It is a case of back to reality for Denmark’s Norden, which on Thursday issued guidance that its projected performance for this year will be approximately half of what it achieved in 2023.
CEO Jan Rindbo told TradeWinds that the lower estimates for 2024 primarily stem from the increased challenge in generating margins from bulk carriers this year.
Norden said it expects a softer annual result of between $150m and $200m, down from $400m in 2023.
But the guidance is still respectable when set in context, Rindbo added.
“If you compare this to the last few years, then clearly this is at a lower level, but if you take the midpoint of that guidance range, it will still point towards a return on invested capital of somewhere between 15% and 20%,” he said.
Blame it on bulkers.
“We were well protected against a lower dry cargo market last year but, for example, supramax rates on average traded 49% lower in 2023, compared to 2022,” he said.
“Basically, the contracts that we’re renewing [with customers] during the year are now at a lower level than the ones that we had in place for 2023. That is one effect.”
The cost of chartering in tonnage has also gone up following the return of positive sentiment to the market and disruptions in the Panama Canal and Red Sea, in anticipation of higher rates later this year, he added.
Norden remains more exposed to tankers than dry cargo for now and has positioned itself to benefit from higher tanker rates over the next six months or so, Rindbo said.
Norden booked an annual result of $400m last year, down from $743.5m in 2022 — the best annual profit in its 151 years.
Of this profit, $133m was generated by Norden’s freight services and trading business unit, which handles its operated fleet.
Its assets and logistics unit, which looks after its owned vessels, generated $267m of the annual total.
The firm filed $43m in net profit during the fourth quarter, down from $204.6m in the last three months of 2022.
“The rate levels on our MR tankers are still amazing, so that’s good,” he said.
“And I think the recent disruptions in the Red Sea are now putting more demand back into the market for tankers and, therefore, we’re seeing, again, high rates at the moment for the MR tankers.”
The firm is adding exposure to bulkers from 2025 onwards. It has 24 newbuildings scheduled for delivery from next year, of which three-quarters are bulk carriers.
New cycle
Last year marked the beginning of a new strategic period for Norden.
This transformation was borne out in the acquisition of Thorco Projects, which is now part of Norden’s project cargo and parcelling division, and the start-up of an operated fleet of capesize bulkers.
Norden is open-minded to further acquisitions of other businesses, teams or companies in the future, Rindbo said.
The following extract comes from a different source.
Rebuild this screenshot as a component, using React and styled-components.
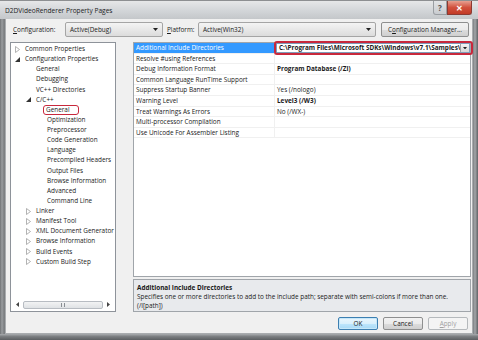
import React from 'react'
import styled, { createGlobalStyle, css } from 'styled-components'

const GlobalStyle = createGlobalStyle`
  html, body { margin: 0; padding: 0; background: #6e6e6e; }
  body { font-family: "Open Sans", "Noto Sans", "Liberation Sans", sans-serif; }
  * { box-sizing: border-box; }
`

const tree = [
  { label: 'Common Properties', level: 0, arrow: 'closed' },
  { label: 'Configuration Properties', level: 0, arrow: 'open' },
  { label: 'General', level: 1 },
  { label: 'Debugging', level: 1 },
  { label: 'VC++ Directories', level: 1 },
  { label: 'C/C++', level: 1, arrow: 'open' },
  { label: 'General', level: 2, marked: true },
  { label: 'Optimization', level: 2 },
  { label: 'Preprocessor', level: 2 },
  { label: 'Code Generation', level: 2 },
  { label: 'Language', level: 2 },
  { label: 'Precompiled Headers', level: 2 },
  { label: 'Output Files', level: 2 },
  { label: 'Browse Information', level: 2 },
  { label: 'Advanced', level: 2 },
  { label: 'Command Line', level: 2 },
  { label: 'Linker', level: 1, arrow: 'closed' },
  { label: 'Manifest Tool', level: 1, arrow: 'closed' },
  { label: 'XML Document Generator', level: 1, arrow: 'closed' },
  { label: 'Browse Information', level: 1, arrow: 'closed' },
  { label: 'Build Events', level: 1, arrow: 'closed' },
  { label: 'Custom Build Step', level: 1, arrow: 'closed' },
]

const props = [
  { name: 'Additional Include Directories', value: 'C:\\Program Files\\Microsoft SDKs\\Windows\\v7.1\\Samples\\', selected: true },
  { name: 'Resolve #using References', value: '' },
  { name: 'Debug Information Format', value: 'Program Database (/Zi)', bold: true },
  { name: 'Common Language RunTime Support', value: '' },
  { name: 'Suppress Startup Banner', value: 'Yes (/nologo)' },
  { name: 'Warning Level', value: 'Level3 (/W3)', bold: true },
  { name: 'Treat Warnings As Errors', value: 'No (/WX-)' },
  { name: 'Multi-processor Compilation', value: '' },
  { name: 'Use Unicode For Assembler Listing', value: '' },
]

const Window = styled.div`
  width: 478px;
  height: 340px;
  display: flex;
  flex-direction: column;
  background: linear-gradient(90deg, #6f7275 0, #9a9da0 2px, #7c7f82 4px, #7c7f82 calc(100% - 5px), #a3a6a9 calc(100% - 3px), #5f6265 100%);
  overflow: hidden;
  font-size: 6.4px;
  color: #1a1a1a;
`

const TitleBar = styled.div`
  height: 19px;
  flex: none;
  display: flex;
  align-items: center;
  padding: 0 6px 0 5px;
  background: linear-gradient(#e6e7e8, #d2d5d8 55%, #c4c7ca);
  border-top: 1px solid #8d8f91;
`

const Title = styled.div`
  flex: 1;
  font-size: 6.6px;
  color: #222;
`

const CaptionButtons = styled.div`
  display: flex;
  align-self: flex-start;
`

const CaptionButton = styled.div`
  width: ${p => (p.$close ? 25 : 14)}px;
  height: 14px;
  display: flex;
  align-items: center;
  justify-content: center;
  border: 1px solid ${p => (p.$close ? '#8b3a33' : '#9a9ea2')};
  border-top: none;
  border-radius: 0 0 ${p => (p.$close ? '3px 0' : '0 3px')};
  background: ${p =>
    p.$close ? 'linear-gradient(#e7a091, #d1503d 50%, #c23a26)' : 'linear-gradient(#e2e4e6, #c9ccd0)'};
  color: ${p => (p.$close ? '#fff' : '#555')};
  font-size: 8px;
  font-weight: bold;
`

const Body = styled.div`
  flex: 1;
  display: flex;
  flex-direction: column;
  background: #f0f0f0;
  margin: 0 5px;
  padding: 3px 3px 3px 4px;
  border: 1px solid #a9acaf;
  border-top: none;
`

const BottomFrame = styled.div`
  height: 6px;
  flex: none;
  background: linear-gradient(#a9acaf, #7c7f82 40%, #5c5f62);
`

const ConfigRow = styled.div`
  height: 15px;
  display: flex;
  align-items: center;
  flex: none;
`

const Label = styled.span`
  width: ${p => p.$w}px;
  padding-left: ${p => p.$pad || 0}px;
  flex: none;
  u { text-decoration: underline; }
`

const Combo = styled.div`
  width: ${p => p.$w}px;
  height: 15px;
  flex: none;
  display: flex;
  align-items: center;
  justify-content: space-between;
  padding: 0 4px;
  border: 1px solid #a5a5a5;
  border-radius: 2px;
  background: linear-gradient(#f4f4f4, #e8e8e8 50%, #dcdcdc);
`

const Button = styled.div`
  height: ${p => p.$h || 13}px;
  width: ${p => p.$w}px;
  flex: none;
  display: flex;
  align-items: center;
  justify-content: center;
  border: 1px solid #8e8f8f;
  border-radius: 2px;
  background: linear-gradient(#f2f2f2, #ebebeb 50%, #dddddd 51%, #cfcfcf);
  ${p => p.$default && css`
    border-color: #3c7fb1;
    background: linear-gradient(#eaf6fd, #d9f0fc 50%, #bee6fd 51%, #a7d9f5);
    box-shadow: inset 0 0 0 1px #c6e7f9;
  `}
  ${p => p.$disabled && css`
    border-color: #b5b9bc;
    background: #f4f4f4;
    color: #a0a0a0;
  `}
`

const Main = styled.div`
  flex: 1;
  display: flex;
  gap: 17px;
  margin-top: 5px;
  min-height: 0;
`

const TreePanel = styled.div`
  width: 106px;
  flex: none;
  display: flex;
  flex-direction: column;
  border: 1px solid #8e939a;
  background: #fff;
`

const TreeList = styled.div`
  flex: 1;
  padding-top: 1px;
  overflow: hidden;
`

const TreeItem = styled.div`
  height: 10.13px;
  line-height: 10.13px;
  display: flex;
  align-items: center;
  padding-left: ${p => 4 + p.$level * 11}px;
  white-space: nowrap;
`

const ArrowBox = styled.span`
  width: 9px;
  flex: none;
  display: flex;
  align-items: center;
`

const TreeText = styled.span`
  padding: 0 1px;
  ${p => p.$marked && css`
    outline: 1.5px solid #c8283c;
    border-radius: 2px;
    padding: 0 8px 0 2px;
    margin-left: -2px;
    line-height: 8px;
  `}
`

const HScroll = styled.div`
  height: 9px;
  margin: 0 2px 2px;
  display: flex;
  align-items: center;
`

const ScrollArrow = styled.div`
  width: 9px;
  display: flex;
  justify-content: center;
`

const ScrollTrack = styled.div`
  flex: 1;
  height: 8px;
  display: flex;
  justify-content: center;
  align-items: center;
  border: 1px solid #b7bcc2;
  border-radius: 2px;
  background: linear-gradient(#f2f3f4, #dfe2e5);
  margin: 0 1px;
`

const Grip = styled.span`
  width: 4px;
  height: 4px;
  border-left: 1px solid #8a8f94;
  border-right: 1px solid #8a8f94;
`

const RightCol = styled.div`
  flex: 1;
  display: flex;
  flex-direction: column;
  gap: 2px;
`

const Grid = styled.div`
  flex: 1;
  border: 1px solid #a0a5aa;
  background: #fff;
`

const Row = styled.div`
  height: 10.6px;
  display: flex;
  border-bottom: 1px solid #f0f0f0;
`

const NameCell = styled.div`
  width: 141px;
  flex: none;
  padding-left: 2px;
  line-height: 10px;
  white-space: nowrap;
  border-right: 1px solid #f0f0f0;
  ${p => p.$selected && css`
    background: #3399ff;
    color: #fff;
  `}
`

const ValueCell = styled.div`
  flex: 1;
  position: relative;
  padding-left: 2px;
  line-height: 10px;
  white-space: nowrap;
  font-weight: ${p => (p.$bold ? 700 : 400)};
`

const EditBox = styled.div`
  display: flex;
  align-items: center;
  justify-content: space-between;
  height: 10px;
  margin-left: -1px;
  padding-left: 2px;
  font-weight: 700;
  border: 1px solid #7f9db9;
  background: #fff;
  overflow: hidden;
`

const DropBtn = styled.span`
  width: 9px;
  height: 8px;
  flex: none;
  display: flex;
  align-items: center;
  justify-content: center;
  background: linear-gradient(#f4f4f4, #d6d6d6);
  border-left: 1px solid #a0a0a0;
`

const Annotation = styled.div`
  position: absolute;
  left: -1px;
  right: -3px;
  top: -2px;
  bottom: -2px;
  border: 2px solid #c8283c;
  border-radius: 3px;
  pointer-events: none;
`

const Description = styled.div`
  height: 33px;
  flex: none;
  border: 1px solid #a0a5aa;
  background: #e8eaed;
  padding: 3px 3px 0;
  line-height: 9px;
`

const DescTitle = styled.div`
  font-weight: 700;
`

const ButtonRow = styled.div`
  display: flex;
  justify-content: flex-end;
  gap: 5px;
  margin-top: 5px;
  padding-right: 1px;
  flex: none;
`

const Triangle = ({ open }) =>
  open ? (
    <svg width="5" height="5" viewBox="0 0 5 5"><path d="M5 0 L5 5 L0 5 Z" fill="#333" /></svg>
  ) : (
    <svg width="5" height="7" viewBox="0 0 5 7"><path d="M0.5 0.5 L4.5 3.5 L0.5 6.5 Z" fill="#fff" stroke="#a0a0a0" strokeWidth="0.8" /></svg>
  )

const DownArrow = ({ size = 5 }) => (
  <svg width={size} height={size / 2 + 0.5} viewBox="0 0 6 3.5"><path d="M0 0 L6 0 L3 3.5 Z" fill="#222" /></svg>
)

const SideArrow = ({ left }) => (
  <svg width="3" height="5" viewBox="0 0 3 5">
    <path d={left ? 'M3 0 L0 2.5 L3 5 Z' : 'M0 0 L3 2.5 L0 5 Z'} fill="#444" />
  </svg>
)

export default function App() {
  return (
    <>
      <GlobalStyle />
      <Window>
        <TitleBar>
          <Title>D2DVideoRenderer Property Pages</Title>
          <CaptionButtons>
            <CaptionButton>?</CaptionButton>
            <CaptionButton $close>✕</CaptionButton>
          </CaptionButtons>
        </TitleBar>
        <Body>
          <ConfigRow>
            <Label $w={55} $pad={3}><u>C</u>onfiguration:</Label>
            <Combo $w={98}>Active(Debug)<DownArrow /></Combo>
            <Label $w={35} $pad={4}><u>P</u>latform:</Label>
            <Combo $w={178}>Active(Win32)<DownArrow /></Combo>
            <span style={{ flex: 1 }} />
            <Button $w={88} $h={15}>C<u>o</u>nfiguration Manager...</Button>
          </ConfigRow>
          <Main>
            <TreePanel>
              <TreeList>
                {tree.map((t, i) => (
                  <TreeItem key={i} $level={t.level}>
                    <ArrowBox>{t.arrow && <Triangle open={t.arrow === 'open'} />}</ArrowBox>
                    <TreeText $marked={t.marked}>{t.label}</TreeText>
                  </TreeItem>
                ))}
              </TreeList>
              <HScroll>
                <ScrollArrow><SideArrow left /></ScrollArrow>
                <ScrollTrack><Grip /></ScrollTrack>
                <ScrollArrow><SideArrow /></ScrollArrow>
              </HScroll>
            </TreePanel>
            <RightCol>
              <Grid>
                {props.map((p, i) => (
                  <Row key={i}>
                    <NameCell $selected={p.selected}>{p.name}</NameCell>
                    <ValueCell $bold={p.bold}>
                      {p.selected ? (
                        <>
                          <EditBox>{p.value}<DropBtn><DownArrow size={4} /></DropBtn></EditBox>
                          <Annotation />
                        </>
                      ) : p.value}
                    </ValueCell>
                  </Row>
                ))}
              </Grid>
              <Description>
                <DescTitle>Additional Include Directories</DescTitle>
                <div>Specifies one or more directories to add to the include path; separate with semi-colons if more than one.</div>
                <div>(/I[path])</div>
              </Description>
            </RightCol>
          </Main>
          <ButtonRow>
            <Button $w={40} $default>OK</Button>
            <Button $w={40}>Cancel</Button>
            <Button $w={40} $disabled><u>A</u>pply</Button>
          </ButtonRow>
        </Body>
        <BottomFrame />
      </Window>
    </>
  )
}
“But it would have to obviously fit into our current strategy,” he said. “We’re not really looking at adding a new segment; I think we now want to grow and embed what we have put in place last year.”
Norden has plenty of cash to play with — $557m on its balance sheet as of 31 December — even after spending $437m in dividends and share buybacks last year.
Offering greener freight is a new strategic focus too. For some time now, Rindbo has been banging the drum for decarbonising shipping today, not tomorrow.
Norden’s “greener” offering is largely based on utilising energy-saving technology, and operating ships more efficiently and the company has ambitions to make more use of biofuel. But creating economies of scale for customers will also be key.
“When you add our whole product range and all the services, from project cargo through all cargo sizes all the way up to capesize, also on MR tankers, then actually we’re not locked into trying to find a solution on a supramax cargo,” Rindbo explained, by way of example. “We can look much more holistically across all the cargo sizes.”
This could allow shippers to move shipments in completely different volumes because Norden is not married to any one ship type, he explained.
“We have the whole range and we have the logistics capabilities on top of that,” Rindbo said. “I think that’s quite powerful and quite unique.”
But the push for greener freight is not yet coming from shippers, even though many companies are setting carbon reduction targets and reporting Scope 3 carbon emissions for their supply chains.
“Focus is gradually moving also towards Scope 3 emissions, but I think that there’s a gap between company targets and then the day-to-day operations,” he said.
“If you speak to freight teams or procurement teams, then increasingly what needs to happen is that those teams also get incentives to reduce emissions when they actually select their partners on freight, for example, and that is not really happening yet — but I think will start to happen.”